Le FPI était à l’investiture de Ouattara le 21 mai 2011 à Yamoussoukro. Le parti a déposé un mémorandum sur la table de Ouattara pour des discussions en vue de décrisper l’atmosphère politique, après lui avoir rendu visite au palais présidentiel.  Quelle reconnaissance de Ouattara attendez-vous encore du FPI ?

Ce sont des mensonges. Dieu n’aime pas le mensonge.  Moi je parle de cœur, d’esprit. Dieu élève qui il veut, il abaisse qui il veut. Il n’a pas d’ordre à recevoir de quelqu’un. Lorsque Dieu t’élève, tu dis Amen ! Si c’est fini, tu dis à nouveau Amen ! Si tu le fais, sache que Dieu va t’élever encore. S’il t’a élevé que tu dis Amen, qu’il t’enlève et que tu te fâches, c’est que tu es foutu.

Le Président Houphouët disait : « La paix, ce n’est pas un vain mot, mais un comportement ». Qu’est-ce qui vous fait présenter Ouattara comme un homme de paix, au point de le comparer à Houphouët?

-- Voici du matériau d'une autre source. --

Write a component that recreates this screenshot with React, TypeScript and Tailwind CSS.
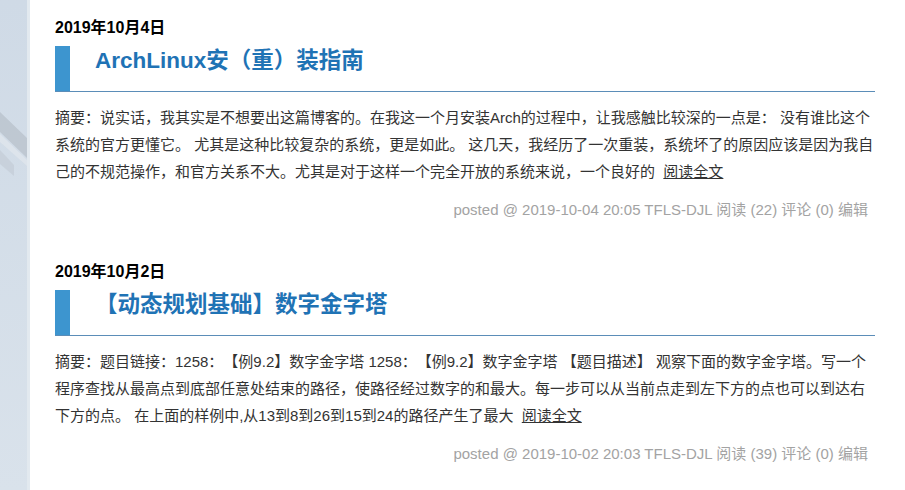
import React from 'react';

type Post = {
  date: string;
  title: string;
  summary: string;
  posted: string;
};

const posts: Post[] = [
  {
    date: '2019年10月4日',
    title: 'ArchLinux安（重）装指南',
    summary:
      '摘要：说实话，我其实是不想要出这篇博客的。在我这一个月安装Arch的过程中，让我感触比较深的一点是： 没有谁比这个系统的官方更懂它。 尤其是这种比较复杂的系统，更是如此。 这几天，我经历了一次重装，系统坏了的原因应该是因为我自己的不规范操作，和官方关系不大。尤其是对于这样一个完全开放的系统来说，一个良好的',
    posted: 'posted @ 2019-10-04 20:05 TFLS-DJL 阅读 (22) 评论 (0) 编辑',
  },
  {
    date: '2019年10月2日',
    title: '【动态规划基础】数字金字塔',
    summary:
      '摘要：题目链接：1258：【例9.2】数字金字塔 1258：【例9.2】数字金字塔 【题目描述】 观察下面的数字金字塔。写一个程序查找从最高点到底部任意处结束的路径，使路径经过数字的和最大。每一步可以从当前点走到左下方的点也可以到达右下方的点。 在上面的样例中,从13到8到26到15到24的路径产生了最大',
    posted: 'posted @ 2019-10-02 20:03 TFLS-DJL 阅读 (39) 评论 (0) 编辑',
  },
];

function SideStrip() {
  return (
    <div className="w-[30px] shrink-0 bg-gradient-to-b from-[#cfdae6] to-[#d9e2eb]">
      <svg width="30" height="490" viewBox="0 0 30 490" className="block">
        <polygon points="0,112 27,138 27,158 0,132" fill="#b7bfc9" opacity="0.7" />
        <polygon points="0,150 14,165 14,176 0,164" fill="#c2cad3" opacity="0.6" />
        <polygon points="0,134 27,160 27,166 0,142" fill="#e4e9ef" opacity="0.6" />
        <rect x="27" y="0" width="3" height="490" fill="#e2e9ef" />
      </svg>
    </div>
  );
}

function PostItem({ post }: { post: Post }) {
  return (
    <div className="mb-[42px]">
      <div className="text-[16px] leading-[20px] font-bold text-black">{post.date}</div>
      <div className="mt-[8px] h-[46px] flex border-b border-[#5b8db8]">
        <div className="w-[15px] bg-[#3d95cf]" />
        <div className="pl-[25px] pt-[2px] text-[22.5px] leading-[25px] font-bold text-[#1f73b5]">
          {post.title}
        </div>
      </div>
      <p className="mt-[12px] text-[15px] leading-[27px] text-[#333]">
        {post.summary}
        {'\u00a0\u00a0'}
        <a href="#" className="inline-block leading-[20px] underline text-[#333]">
          阅读全文
        </a>
      </p>
      <div className="mt-[15px] pr-[7px] text-right text-[15px] leading-[20px] text-[#a3a3a3]">
        {post.posted}
      </div>
    </div>
  );
}

export default function App() {
  return (
    <div
      className="flex h-[490px] w-[905px] overflow-hidden bg-white [text-spacing-trim:space-all]"
      style={{ fontFamily: '"Liberation Sans", "Noto Sans CJK SC", sans-serif' }}
    >
      <SideStrip />
      <div className="flex-1 bg-white pl-[25px] pr-[30px] pt-[18px]">
        {posts.map((p) => (
          <PostItem key={p.date} post={p} />
        ))}
      </div>
    </div>
  );
}
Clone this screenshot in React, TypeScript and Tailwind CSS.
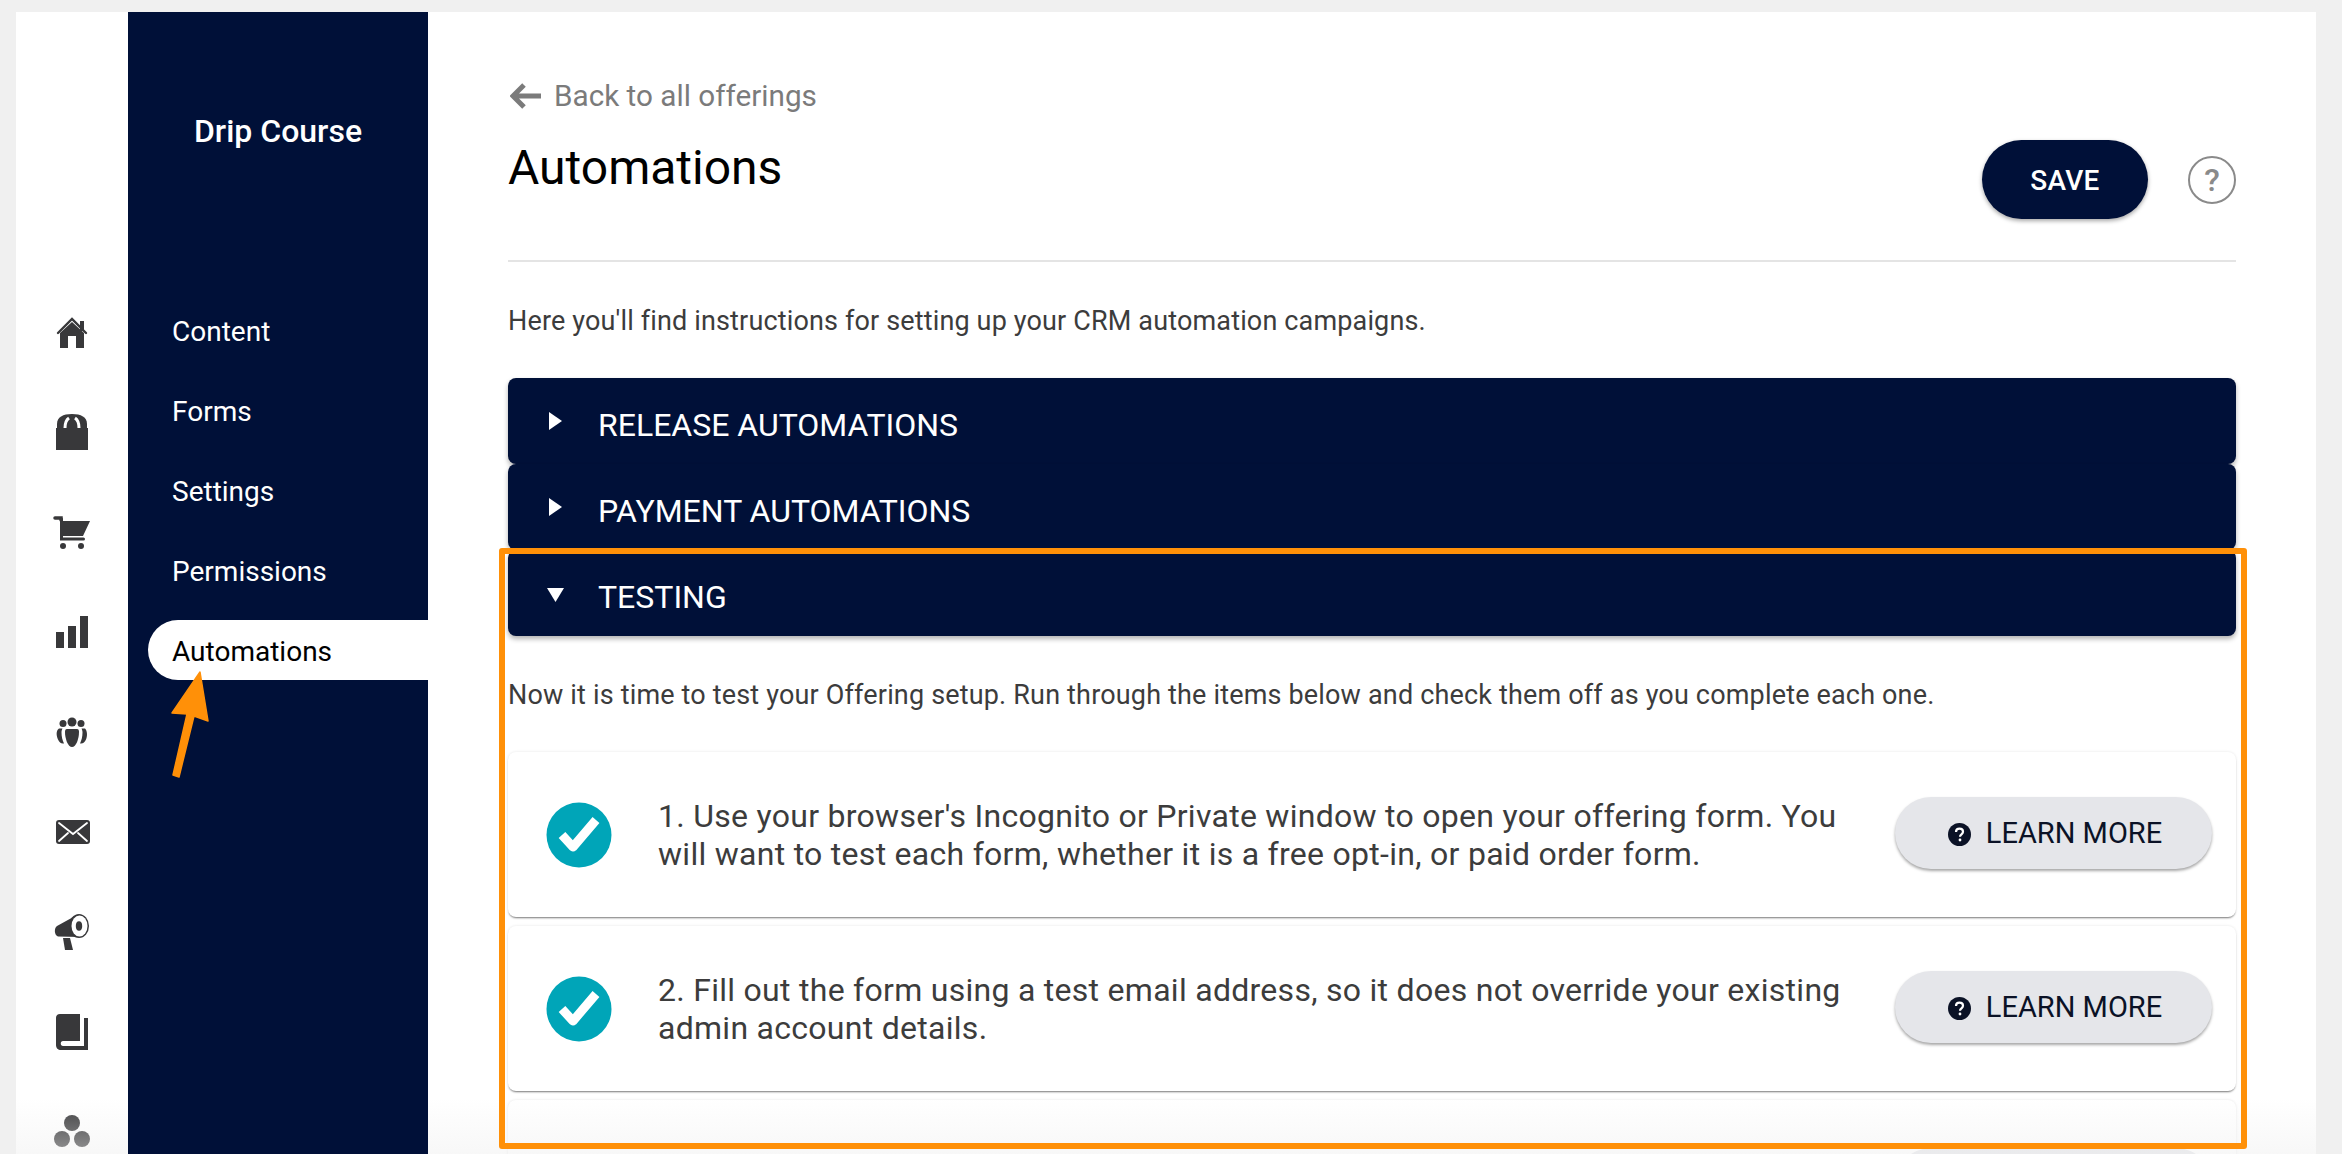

Le lundi 6 août 2018, à la veille de la célébration de l’indépendance de la Côte d’Ivoire, le président Alassane a signé une ordonnance amnistiant 800 personnes, des proches du président Gbagbo emprisonnées ou en exil. Au nombre de ceux-là, on peut citer Simone, Assoa Adou et Moïse Lida Kouassi. 500 personnes bénéficiaient déjà de la liberté provisoire avant l’amnistie. Côté exilés, plusieurs sont revenus au pays, les filles de Gbagbo, des cadres du FPI comme les ministres Léon Monnet, Emile Guiriéoulou, Lazare Koffi Koffi.

De plus,  le président Ouattara, dès son arrivée au pouvoir, a su repositionner la Côte d’Ivoire sur l’échiquier international. La BAD qui avait délocalisé à Tunis, est revenue en Côte d’Ivoire. Notre pays a organisé, avec succès, les 8e jeux de la Francophonie. La Côte d’Ivoire a présidé avec brio le Conseil de sécurité de l’ONU. La croissance économique tourne autour de 8%. Les infrastructures économiques tombées en ruine ont été restaurées. Mieux, de nouvelles comme le troisième pont ont été construites.  Par ailleurs, le Président Alassane discute régulièrement avec ses opposants, par son Premier ministre Gon Coulibaly, pour trouver un consensus autour de la CEI qui a été recomposée à la demande de la Cour africaine des droits de l’homme et des peuples. Il le fait pour garantir la paix. Voici les raisons qui me poussent à dire qu’il est un homme de paix. Malheureusement, il y a encore des gens qui pensent à faire des coups d’Etat. Leur but étant de décourager les investisseurs.

Le tour est donc joué pour un troisième mandat. Vous êtes l’un des premiers à le dire officiellement. Votre position a-t-elle changé ?   

Mon souhait, c’est que tout le monde soit candidat comme en 2010, comme en 2015. Ne faisons pas des palabres inutiles. Prenons courage. Faisons tout pour ne pas que la guerre arrive. Ça ne va pas arriver. Nous sommes confiants. Le Dieu des armées va s’occuper de nous. Tout le monde va s’impliquer. On ne demande que la paix.